Guy Day, Ambition’s global CEO, says that as financial institutions seek to build new revenue streams, Hong Kong is mirroring the international hiring trend for product-management and marketing roles. Similarly, there is a demand for IT professionals within the financial services sector as organisations seek efficiencies and cost savings through automation.
At DBS Bank, building a pipeline of future leaders who are familiar with operations and IT functions is an integral part of its management-training programme. Anna Yeung, senior vice-president of the talent acquisition group and HR communication for Hong Kong and China at DBS, says the three rotations included in the DBS Management Associate Programme (MAP) provide management associates (MAs) with a valuable opportunity to discover how the bank operates.

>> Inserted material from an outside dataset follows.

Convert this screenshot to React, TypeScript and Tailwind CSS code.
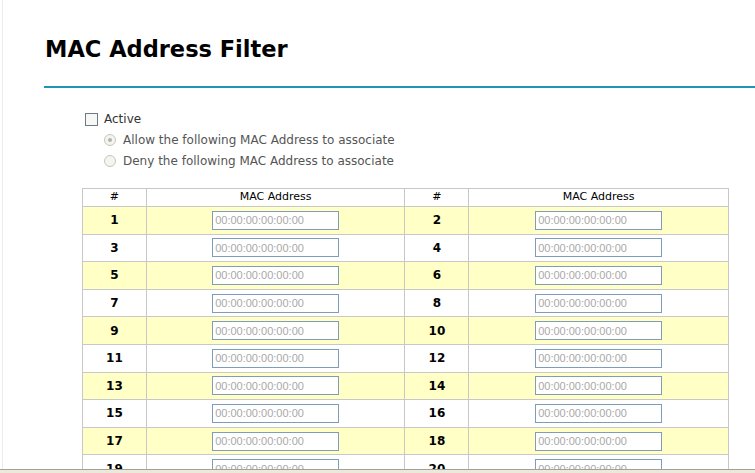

A key part of the 24-month programme allows MAs to gain experience with business units spread over front-end, middle and back-office areas. “Rotations across different business units allow MAs to gain broad-based exposure across the bank,” Yeung says.
Suk-wah Kwok, Asia-Pacific chief information officer at insurance broker Lockton Companies (Hong Kong), one of the world’s largest privately owned insurance brokers, says IT is playing an increasingly important role in improving business agility and competitiveness both internally and externally. For example, she says, investment in technology at Lockton includes flexible and scalable IT infrastructure, technological platforms and business applications that enable institutional clients to conduct business with the firm quicker and more effectively.
“Internally, brokers and producers of the business rely heavily on technology to improve their productivity and their ability to serve their clients,” Kwok says. She adds that as a general trend, the role that IT plays in the insurance industry can vary widely depending on the level of management support and the way that technology is viewed within a company.
While the quality of the technology is important, quick business decisions on the adoption of technology are paramount, Kwok says. She also points out that in Asia, IT professionals must be customer-focused, innovative and adaptable. This is because unlike the US, where technology applications are usually produced in one language, insurance business applications in Asia need to cater for multiple languages and currencies.
Matthew Caddick, managing director at executive search firm Aptitude, says that even though financial institutions are investing in risk and compliance technologies, they are taking a selective and cautious approach to hiring. “There is a general trend towards achieving more with less,” he says.
He adds that while a lot of IT attention is being directed towards compliance, far less is being paid to product development, where IT people enjoy being challenged. Meanwhile, when hiring decisions are being made by international organisations based in Hong Kong, the onboarding process is often drawn out due to the final decisions being made in London or New York. “This can be frustrating for both the candidate and the employer,” he says.
In May this year, the CFA (Chartered Financial Analyst) Institute introduced its Claritas Investment Certificate (CIC) programme designed to equip back-office professionals with an understanding of the complexities and demands faced in today’s investment-management industry.
Paul Smith, Asia-Pacific managing director at the institute, says that the Claritas curriculum is a foundation-level programme that focuses on the role and responsibilities of a financial-services professional. Involving about 100 hours of self-study, the Claritas curriculum covers a range of topics including investment instruments, macro and micro economics, industry controls, and ethics and regulations.
“The programme has been designed to give students with or without a tertiary education a core grounding in the financial services,” Smith says. He adds that the CFA Institute is working with employers in the finance industry to position the CIC programme as a job-ready entry qualification.
Chris Aukland, regional director of Michael Page Hong Kong, says pressure to manage back-office headcount has led to an increase in contract hiring, particularly in the IT and operations functions of financial institutions.
While contract hiring in Hong Kong lags behind that in Australia, the US and the UK, employers and employees are increasingly admitting that contract assignments offer a solution when constraints are in place that prevent hiring for permanent positions, he adds.
Marc Burrage, regional director of Hays in Hong Kong, has noticed a similar thing. “In general, across Hong Kong’s accountancy and finance markets, we are seeing more need for temporary candidates as both employers and candidates realise the benefits of working on a more flexible basis,” he says.